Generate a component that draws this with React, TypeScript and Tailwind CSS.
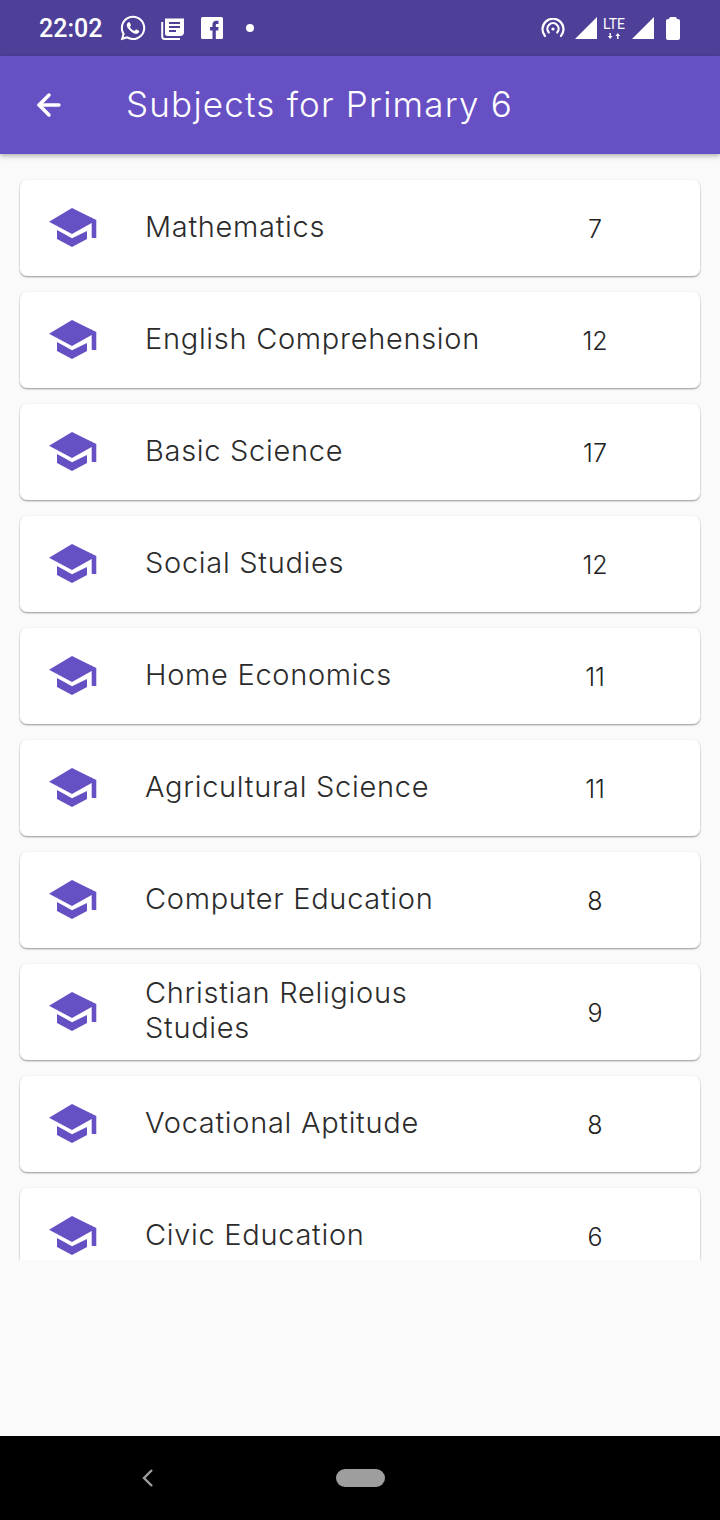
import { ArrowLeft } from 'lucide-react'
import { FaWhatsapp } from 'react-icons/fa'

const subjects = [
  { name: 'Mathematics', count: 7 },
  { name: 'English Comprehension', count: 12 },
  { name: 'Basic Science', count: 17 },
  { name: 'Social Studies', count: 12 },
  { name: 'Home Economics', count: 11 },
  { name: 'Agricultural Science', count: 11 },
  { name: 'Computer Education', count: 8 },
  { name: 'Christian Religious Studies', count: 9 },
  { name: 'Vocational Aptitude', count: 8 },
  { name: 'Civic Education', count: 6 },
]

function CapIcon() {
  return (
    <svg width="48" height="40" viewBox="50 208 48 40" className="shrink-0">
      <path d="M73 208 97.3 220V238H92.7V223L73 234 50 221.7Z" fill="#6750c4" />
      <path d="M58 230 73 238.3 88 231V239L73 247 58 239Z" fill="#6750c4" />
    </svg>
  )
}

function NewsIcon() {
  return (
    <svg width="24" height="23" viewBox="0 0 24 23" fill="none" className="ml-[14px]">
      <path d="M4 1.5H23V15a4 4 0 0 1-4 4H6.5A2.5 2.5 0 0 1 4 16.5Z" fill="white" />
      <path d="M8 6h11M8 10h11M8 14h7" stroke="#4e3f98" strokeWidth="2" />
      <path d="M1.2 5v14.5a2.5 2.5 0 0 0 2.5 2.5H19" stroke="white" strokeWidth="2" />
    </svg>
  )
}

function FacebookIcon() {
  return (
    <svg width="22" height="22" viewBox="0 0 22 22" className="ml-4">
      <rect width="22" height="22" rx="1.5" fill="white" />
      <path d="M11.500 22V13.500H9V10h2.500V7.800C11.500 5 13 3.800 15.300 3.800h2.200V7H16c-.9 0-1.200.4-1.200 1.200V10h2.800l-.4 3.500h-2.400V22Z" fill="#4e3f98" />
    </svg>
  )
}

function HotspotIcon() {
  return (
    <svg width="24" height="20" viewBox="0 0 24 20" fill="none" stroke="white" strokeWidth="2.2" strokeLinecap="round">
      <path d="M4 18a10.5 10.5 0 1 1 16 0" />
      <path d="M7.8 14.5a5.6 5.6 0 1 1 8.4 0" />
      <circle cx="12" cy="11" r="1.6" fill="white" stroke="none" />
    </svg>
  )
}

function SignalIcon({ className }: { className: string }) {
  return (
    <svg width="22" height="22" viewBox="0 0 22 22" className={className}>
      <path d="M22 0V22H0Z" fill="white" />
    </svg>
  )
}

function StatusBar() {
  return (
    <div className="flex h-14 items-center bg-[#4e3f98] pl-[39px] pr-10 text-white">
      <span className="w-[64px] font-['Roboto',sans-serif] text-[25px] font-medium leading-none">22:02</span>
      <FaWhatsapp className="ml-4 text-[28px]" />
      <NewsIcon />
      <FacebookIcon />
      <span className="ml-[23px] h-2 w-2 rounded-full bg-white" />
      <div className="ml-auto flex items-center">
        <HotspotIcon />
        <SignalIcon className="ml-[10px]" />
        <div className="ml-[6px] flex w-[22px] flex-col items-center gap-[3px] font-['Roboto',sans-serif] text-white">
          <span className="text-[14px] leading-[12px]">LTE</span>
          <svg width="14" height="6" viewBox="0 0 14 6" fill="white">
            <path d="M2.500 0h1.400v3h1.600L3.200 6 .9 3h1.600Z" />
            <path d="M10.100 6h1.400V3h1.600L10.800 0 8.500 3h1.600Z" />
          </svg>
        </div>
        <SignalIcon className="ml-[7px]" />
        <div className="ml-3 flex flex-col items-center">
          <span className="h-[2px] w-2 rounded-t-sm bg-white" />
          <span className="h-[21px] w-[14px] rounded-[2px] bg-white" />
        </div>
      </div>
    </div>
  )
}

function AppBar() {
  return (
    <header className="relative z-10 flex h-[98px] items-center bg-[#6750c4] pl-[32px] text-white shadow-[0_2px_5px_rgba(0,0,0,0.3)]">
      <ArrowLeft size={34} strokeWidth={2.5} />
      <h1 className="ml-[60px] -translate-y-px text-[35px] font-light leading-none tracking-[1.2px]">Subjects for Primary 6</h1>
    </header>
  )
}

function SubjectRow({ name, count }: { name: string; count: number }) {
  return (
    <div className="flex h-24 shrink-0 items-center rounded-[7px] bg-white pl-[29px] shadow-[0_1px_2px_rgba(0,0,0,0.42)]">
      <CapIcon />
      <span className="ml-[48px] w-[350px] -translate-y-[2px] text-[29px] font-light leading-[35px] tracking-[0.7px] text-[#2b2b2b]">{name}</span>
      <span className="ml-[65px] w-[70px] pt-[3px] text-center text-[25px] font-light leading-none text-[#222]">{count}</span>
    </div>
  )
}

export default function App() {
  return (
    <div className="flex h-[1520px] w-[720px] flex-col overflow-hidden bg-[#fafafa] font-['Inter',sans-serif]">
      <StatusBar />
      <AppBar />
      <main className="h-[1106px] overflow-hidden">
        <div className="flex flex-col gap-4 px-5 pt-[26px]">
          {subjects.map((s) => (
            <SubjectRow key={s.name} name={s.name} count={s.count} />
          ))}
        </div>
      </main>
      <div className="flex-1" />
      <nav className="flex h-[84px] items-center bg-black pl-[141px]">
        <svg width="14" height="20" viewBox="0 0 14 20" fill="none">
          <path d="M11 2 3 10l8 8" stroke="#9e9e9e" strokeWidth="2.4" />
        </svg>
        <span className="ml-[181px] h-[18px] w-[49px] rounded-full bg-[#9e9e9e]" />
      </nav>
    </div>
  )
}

Problem to solve:
Output an exact copy of the material, with the pictures removed.

Answer below:
Generate a component that draws this with React, TypeScript and Tailwind CSS.
import { ArrowLeft } from 'lucide-react'
import { FaWhatsapp } from 'react-icons/fa'

const subjects = [
  { name: 'Mathematics', count: 7 },
  { name: 'English Comprehension', count: 12 },
  { name: 'Basic Science', count: 17 },
  { name: 'Social Studies', count: 12 },
  { name: 'Home Economics', count: 11 },
  { name: 'Agricultural Science', count: 11 },
  { name: 'Computer Education', count: 8 },
  { name: 'Christian Religious Studies', count: 9 },
  { name: 'Vocational Aptitude', count: 8 },
  { name: 'Civic Education', count: 6 },
]

function CapIcon() {
  return (
    <svg width="48" height="40" viewBox="50 208 48 40" className="shrink-0">
      <path d="M73 208 97.3 220V238H92.7V223L73 234 50 221.7Z" fill="#6750c4" />
      <path d="M58 230 73 238.3 88 231V239L73 247 58 239Z" fill="#6750c4" />
    </svg>
  )
}

function NewsIcon() {
  return (
    <svg width="24" height="23" viewBox="0 0 24 23" fill="none" className="ml-[14px]">
      <path d="M4 1.5H23V15a4 4 0 0 1-4 4H6.5A2.5 2.5 0 0 1 4 16.5Z" fill="white" />
      <path d="M8 6h11M8 10h11M8 14h7" stroke="#4e3f98" strokeWidth="2" />
      <path d="M1.2 5v14.5a2.5 2.5 0 0 0 2.5 2.5H19" stroke="white" strokeWidth="2" />
    </svg>
  )
}

function FacebookIcon() {
  return (
    <svg width="22" height="22" viewBox="0 0 22 22" className="ml-4">
      <rect width="22" height="22" rx="1.5" fill="white" />
      <path d="M11.500 22V13.500H9V10h2.500V7.800C11.500 5 13 3.800 15.300 3.800h2.200V7H16c-.9 0-1.200.4-1.200 1.200V10h2.800l-.4 3.500h-2.400V22Z" fill="#4e3f98" />
    </svg>
  )
}

function HotspotIcon() {
  return (
    <svg width="24" height="20" viewBox="0 0 24 20" fill="none" stroke="white" strokeWidth="2.2" strokeLinecap="round">
      <path d="M4 18a10.5 10.5 0 1 1 16 0" />
      <path d="M7.8 14.5a5.6 5.6 0 1 1 8.4 0" />
      <circle cx="12" cy="11" r="1.6" fill="white" stroke="none" />
    </svg>
  )
}

function SignalIcon({ className }: { className: string }) {
  return (
    <svg width="22" height="22" viewBox="0 0 22 22" className={className}>
      <path d="M22 0V22H0Z" fill="white" />
    </svg>
  )
}

function StatusBar() {
  return (
    <div className="flex h-14 items-center bg-[#4e3f98] pl-[39px] pr-10 text-white">
      <span className="w-[64px] font-['Roboto',sans-serif] text-[25px] font-medium leading-none">22:02</span>
      <FaWhatsapp className="ml-4 text-[28px]" />
      <NewsIcon />
      <FacebookIcon />
      <span className="ml-[23px] h-2 w-2 rounded-full bg-white" />
      <div className="ml-auto flex items-center">
        <HotspotIcon />
        <SignalIcon className="ml-[10px]" />
        <div className="ml-[6px] flex w-[22px] flex-col items-center gap-[3px] font-['Roboto',sans-serif] text-white">
          <span className="text-[14px] leading-[12px]">LTE</span>
          <svg width="14" height="6" viewBox="0 0 14 6" fill="white">
            <path d="M2.500 0h1.400v3h1.600L3.200 6 .9 3h1.600Z" />
            <path d="M10.100 6h1.400V3h1.600L10.800 0 8.500 3h1.600Z" />
          </svg>
        </div>
        <SignalIcon className="ml-[7px]" />
        <div className="ml-3 flex flex-col items-center">
          <span className="h-[2px] w-2 rounded-t-sm bg-white" />
          <span className="h-[21px] w-[14px] rounded-[2px] bg-white" />
        </div>
      </div>
    </div>
  )
}

function AppBar() {
  return (
    <header className="relative z-10 flex h-[98px] items-center bg-[#6750c4] pl-[32px] text-white shadow-[0_2px_5px_rgba(0,0,0,0.3)]">
      <ArrowLeft size={34} strokeWidth={2.5} />
      <h1 className="ml-[60px] -translate-y-px text-[35px] font-light leading-none tracking-[1.2px]">Subjects for Primary 6</h1>
    </header>
  )
}

function SubjectRow({ name, count }: { name: string; count: number }) {
  return (
    <div className="flex h-24 shrink-0 items-center rounded-[7px] bg-white pl-[29px] shadow-[0_1px_2px_rgba(0,0,0,0.42)]">
      <CapIcon />
      <span className="ml-[48px] w-[350px] -translate-y-[2px] text-[29px] font-light leading-[35px] tracking-[0.7px] text-[#2b2b2b]">{name}</span>
      <span className="ml-[65px] w-[70px] pt-[3px] text-center text-[25px] font-light leading-none text-[#222]">{count}</span>
    </div>
  )
}

export default function App() {
  return (
    <div className="flex h-[1520px] w-[720px] flex-col overflow-hidden bg-[#fafafa] font-['Inter',sans-serif]">
      <StatusBar />
      <AppBar />
      <main className="h-[1106px] overflow-hidden">
        <div className="flex flex-col gap-4 px-5 pt-[26px]">
          {subjects.map((s) => (
            <SubjectRow key={s.name} name={s.name} count={s.count} />
          ))}
        </div>
      </main>
      <div className="flex-1" />
      <nav className="flex h-[84px] items-center bg-black pl-[141px]">
        <svg width="14" height="20" viewBox="0 0 14 20" fill="none">
          <path d="M11 2 3 10l8 8" stroke="#9e9e9e" strokeWidth="2.4" />
        </svg>
        <span className="ml-[181px] h-[18px] w-[49px] rounded-full bg-[#9e9e9e]" />
      </nav>
    </div>
  )
}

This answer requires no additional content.